SHORT EXERCISE:
Pick out each line containing the string "styles".
__________
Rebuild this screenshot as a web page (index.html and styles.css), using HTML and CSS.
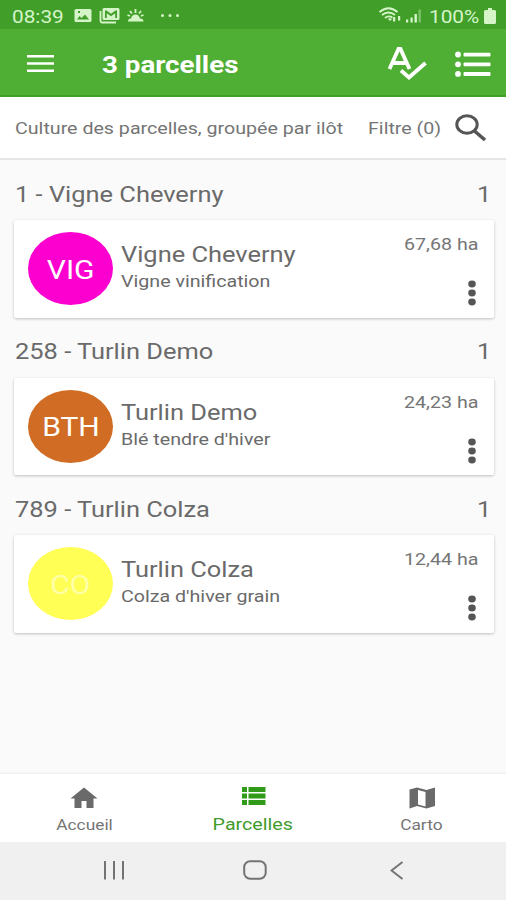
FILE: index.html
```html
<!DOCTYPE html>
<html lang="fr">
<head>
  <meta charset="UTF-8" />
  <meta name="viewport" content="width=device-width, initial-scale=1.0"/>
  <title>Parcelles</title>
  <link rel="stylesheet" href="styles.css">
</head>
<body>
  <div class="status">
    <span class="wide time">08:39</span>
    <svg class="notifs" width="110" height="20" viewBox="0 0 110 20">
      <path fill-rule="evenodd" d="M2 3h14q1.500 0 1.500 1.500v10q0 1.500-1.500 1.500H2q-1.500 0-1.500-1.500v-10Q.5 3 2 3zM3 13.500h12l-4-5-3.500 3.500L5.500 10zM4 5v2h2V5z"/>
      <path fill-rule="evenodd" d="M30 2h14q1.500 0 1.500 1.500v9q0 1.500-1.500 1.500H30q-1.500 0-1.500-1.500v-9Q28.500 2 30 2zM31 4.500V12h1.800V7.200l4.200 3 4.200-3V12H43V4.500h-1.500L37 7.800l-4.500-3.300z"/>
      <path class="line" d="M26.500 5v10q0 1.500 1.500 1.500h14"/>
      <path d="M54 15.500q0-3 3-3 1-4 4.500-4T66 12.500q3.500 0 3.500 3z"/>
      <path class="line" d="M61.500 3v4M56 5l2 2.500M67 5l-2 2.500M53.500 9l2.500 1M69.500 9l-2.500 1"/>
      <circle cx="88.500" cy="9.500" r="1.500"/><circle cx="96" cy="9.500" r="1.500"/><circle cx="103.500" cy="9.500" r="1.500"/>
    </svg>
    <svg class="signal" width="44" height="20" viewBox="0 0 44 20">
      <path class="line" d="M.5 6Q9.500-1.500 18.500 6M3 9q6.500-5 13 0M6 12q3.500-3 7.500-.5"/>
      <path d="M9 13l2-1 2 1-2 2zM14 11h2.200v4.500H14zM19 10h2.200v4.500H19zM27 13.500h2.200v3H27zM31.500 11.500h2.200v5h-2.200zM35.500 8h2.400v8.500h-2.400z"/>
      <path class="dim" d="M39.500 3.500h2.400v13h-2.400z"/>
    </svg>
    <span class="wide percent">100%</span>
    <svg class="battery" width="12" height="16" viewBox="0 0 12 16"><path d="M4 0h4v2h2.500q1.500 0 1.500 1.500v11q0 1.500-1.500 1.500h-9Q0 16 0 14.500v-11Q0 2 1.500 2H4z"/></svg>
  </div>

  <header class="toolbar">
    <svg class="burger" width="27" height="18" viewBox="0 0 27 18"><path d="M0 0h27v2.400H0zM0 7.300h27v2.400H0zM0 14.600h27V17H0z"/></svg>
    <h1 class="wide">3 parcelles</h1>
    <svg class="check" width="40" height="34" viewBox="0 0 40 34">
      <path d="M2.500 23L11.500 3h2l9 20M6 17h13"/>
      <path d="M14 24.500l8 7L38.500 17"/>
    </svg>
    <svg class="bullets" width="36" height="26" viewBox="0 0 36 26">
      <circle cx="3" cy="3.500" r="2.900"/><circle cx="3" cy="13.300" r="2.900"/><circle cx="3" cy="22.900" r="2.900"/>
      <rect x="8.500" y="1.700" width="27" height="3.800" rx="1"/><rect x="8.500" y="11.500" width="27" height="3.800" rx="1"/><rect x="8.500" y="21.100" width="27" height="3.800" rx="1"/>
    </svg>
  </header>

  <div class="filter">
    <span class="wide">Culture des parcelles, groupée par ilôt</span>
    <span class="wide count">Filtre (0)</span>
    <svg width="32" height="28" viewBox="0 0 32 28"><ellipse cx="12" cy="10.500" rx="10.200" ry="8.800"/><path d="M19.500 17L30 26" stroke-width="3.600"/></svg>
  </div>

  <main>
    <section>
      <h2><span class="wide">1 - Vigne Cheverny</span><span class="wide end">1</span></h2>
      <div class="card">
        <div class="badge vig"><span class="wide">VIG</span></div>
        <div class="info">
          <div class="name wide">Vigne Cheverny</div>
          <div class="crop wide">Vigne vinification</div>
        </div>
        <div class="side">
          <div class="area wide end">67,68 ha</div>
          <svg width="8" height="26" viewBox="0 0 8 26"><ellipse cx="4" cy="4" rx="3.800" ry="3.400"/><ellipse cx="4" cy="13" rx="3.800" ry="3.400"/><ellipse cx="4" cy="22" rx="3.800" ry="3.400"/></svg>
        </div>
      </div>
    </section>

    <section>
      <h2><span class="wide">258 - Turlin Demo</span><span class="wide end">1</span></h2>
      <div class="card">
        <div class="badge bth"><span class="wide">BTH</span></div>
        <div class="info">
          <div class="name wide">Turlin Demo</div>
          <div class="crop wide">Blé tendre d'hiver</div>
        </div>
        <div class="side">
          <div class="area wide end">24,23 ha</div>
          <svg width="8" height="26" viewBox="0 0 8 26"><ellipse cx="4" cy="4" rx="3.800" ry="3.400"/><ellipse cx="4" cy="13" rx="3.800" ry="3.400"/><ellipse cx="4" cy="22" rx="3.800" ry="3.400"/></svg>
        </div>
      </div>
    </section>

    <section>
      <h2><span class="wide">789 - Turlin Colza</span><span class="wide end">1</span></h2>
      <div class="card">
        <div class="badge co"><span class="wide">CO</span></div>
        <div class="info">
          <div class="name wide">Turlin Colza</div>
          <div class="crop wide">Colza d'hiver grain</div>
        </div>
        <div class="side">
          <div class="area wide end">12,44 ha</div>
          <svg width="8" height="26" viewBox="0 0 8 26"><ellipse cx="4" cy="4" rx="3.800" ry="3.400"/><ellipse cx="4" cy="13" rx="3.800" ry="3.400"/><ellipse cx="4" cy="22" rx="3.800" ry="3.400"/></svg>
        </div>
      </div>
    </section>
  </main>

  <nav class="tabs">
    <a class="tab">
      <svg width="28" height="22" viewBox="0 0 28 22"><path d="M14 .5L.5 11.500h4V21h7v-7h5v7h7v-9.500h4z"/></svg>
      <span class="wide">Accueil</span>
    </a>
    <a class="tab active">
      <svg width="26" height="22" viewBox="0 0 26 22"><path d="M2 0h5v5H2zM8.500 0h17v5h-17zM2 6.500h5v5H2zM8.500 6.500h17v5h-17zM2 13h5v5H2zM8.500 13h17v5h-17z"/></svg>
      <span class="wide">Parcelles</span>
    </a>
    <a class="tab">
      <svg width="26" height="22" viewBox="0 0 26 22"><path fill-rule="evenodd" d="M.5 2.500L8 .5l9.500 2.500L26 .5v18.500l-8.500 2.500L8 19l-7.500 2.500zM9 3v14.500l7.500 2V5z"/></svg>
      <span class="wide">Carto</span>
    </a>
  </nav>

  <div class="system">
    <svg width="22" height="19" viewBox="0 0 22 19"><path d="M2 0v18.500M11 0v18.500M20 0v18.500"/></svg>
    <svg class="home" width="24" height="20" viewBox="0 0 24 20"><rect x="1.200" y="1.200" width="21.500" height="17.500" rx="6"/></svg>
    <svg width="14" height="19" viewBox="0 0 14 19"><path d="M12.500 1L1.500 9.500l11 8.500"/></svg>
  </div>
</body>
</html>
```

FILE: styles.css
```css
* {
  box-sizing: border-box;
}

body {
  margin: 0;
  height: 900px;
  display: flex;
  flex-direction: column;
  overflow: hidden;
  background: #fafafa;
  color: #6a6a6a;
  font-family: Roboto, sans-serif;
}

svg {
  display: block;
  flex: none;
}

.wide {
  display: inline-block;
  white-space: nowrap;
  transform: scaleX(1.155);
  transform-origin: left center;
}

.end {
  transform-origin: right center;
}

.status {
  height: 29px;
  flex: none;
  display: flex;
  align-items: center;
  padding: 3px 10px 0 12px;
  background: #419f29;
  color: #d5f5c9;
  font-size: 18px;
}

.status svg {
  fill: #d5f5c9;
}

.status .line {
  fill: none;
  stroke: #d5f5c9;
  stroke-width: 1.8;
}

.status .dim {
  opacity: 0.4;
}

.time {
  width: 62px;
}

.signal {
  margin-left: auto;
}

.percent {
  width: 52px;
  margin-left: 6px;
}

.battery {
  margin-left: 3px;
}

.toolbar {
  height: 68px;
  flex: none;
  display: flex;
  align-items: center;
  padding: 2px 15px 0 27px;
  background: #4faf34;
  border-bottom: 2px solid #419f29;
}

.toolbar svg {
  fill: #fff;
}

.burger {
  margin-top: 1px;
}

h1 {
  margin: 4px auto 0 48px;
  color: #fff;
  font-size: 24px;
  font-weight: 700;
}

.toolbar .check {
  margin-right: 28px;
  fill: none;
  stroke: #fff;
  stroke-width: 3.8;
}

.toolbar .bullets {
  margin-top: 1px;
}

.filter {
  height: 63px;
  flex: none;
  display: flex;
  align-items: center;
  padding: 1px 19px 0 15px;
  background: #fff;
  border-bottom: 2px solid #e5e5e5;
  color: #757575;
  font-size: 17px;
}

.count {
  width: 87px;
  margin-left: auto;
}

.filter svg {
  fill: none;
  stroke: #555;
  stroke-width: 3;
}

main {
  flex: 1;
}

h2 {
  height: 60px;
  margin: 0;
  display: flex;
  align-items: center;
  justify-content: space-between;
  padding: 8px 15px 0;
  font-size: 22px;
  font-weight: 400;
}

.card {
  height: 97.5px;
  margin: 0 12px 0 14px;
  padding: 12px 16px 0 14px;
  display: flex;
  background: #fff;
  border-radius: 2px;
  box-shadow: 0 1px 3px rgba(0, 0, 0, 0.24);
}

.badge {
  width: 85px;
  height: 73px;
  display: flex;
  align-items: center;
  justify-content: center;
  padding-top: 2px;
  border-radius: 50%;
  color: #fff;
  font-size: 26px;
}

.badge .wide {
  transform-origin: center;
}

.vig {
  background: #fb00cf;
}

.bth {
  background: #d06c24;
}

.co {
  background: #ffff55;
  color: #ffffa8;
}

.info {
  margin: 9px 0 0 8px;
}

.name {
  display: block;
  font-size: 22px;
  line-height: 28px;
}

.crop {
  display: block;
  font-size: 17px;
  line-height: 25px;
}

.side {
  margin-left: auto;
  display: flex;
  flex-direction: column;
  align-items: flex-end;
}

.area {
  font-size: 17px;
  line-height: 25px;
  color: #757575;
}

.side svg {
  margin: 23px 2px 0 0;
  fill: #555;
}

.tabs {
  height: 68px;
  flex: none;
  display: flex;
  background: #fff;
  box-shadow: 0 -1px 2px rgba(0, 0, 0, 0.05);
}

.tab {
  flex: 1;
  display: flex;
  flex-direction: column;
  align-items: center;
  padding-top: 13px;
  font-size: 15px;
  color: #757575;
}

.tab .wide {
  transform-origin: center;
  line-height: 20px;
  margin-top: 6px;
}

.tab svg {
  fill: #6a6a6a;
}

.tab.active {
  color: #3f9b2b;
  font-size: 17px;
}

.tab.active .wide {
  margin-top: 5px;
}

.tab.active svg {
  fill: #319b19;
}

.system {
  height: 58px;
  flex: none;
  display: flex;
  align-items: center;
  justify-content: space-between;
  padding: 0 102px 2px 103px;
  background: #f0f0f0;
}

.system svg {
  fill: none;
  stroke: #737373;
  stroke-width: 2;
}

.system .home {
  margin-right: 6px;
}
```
__________
PROBLEM SOLUTION:
Rebuild this screenshot as a web page (index.html and styles.css), using HTML and CSS.
  <link rel="stylesheet" href="styles.css">
FILE: styles.css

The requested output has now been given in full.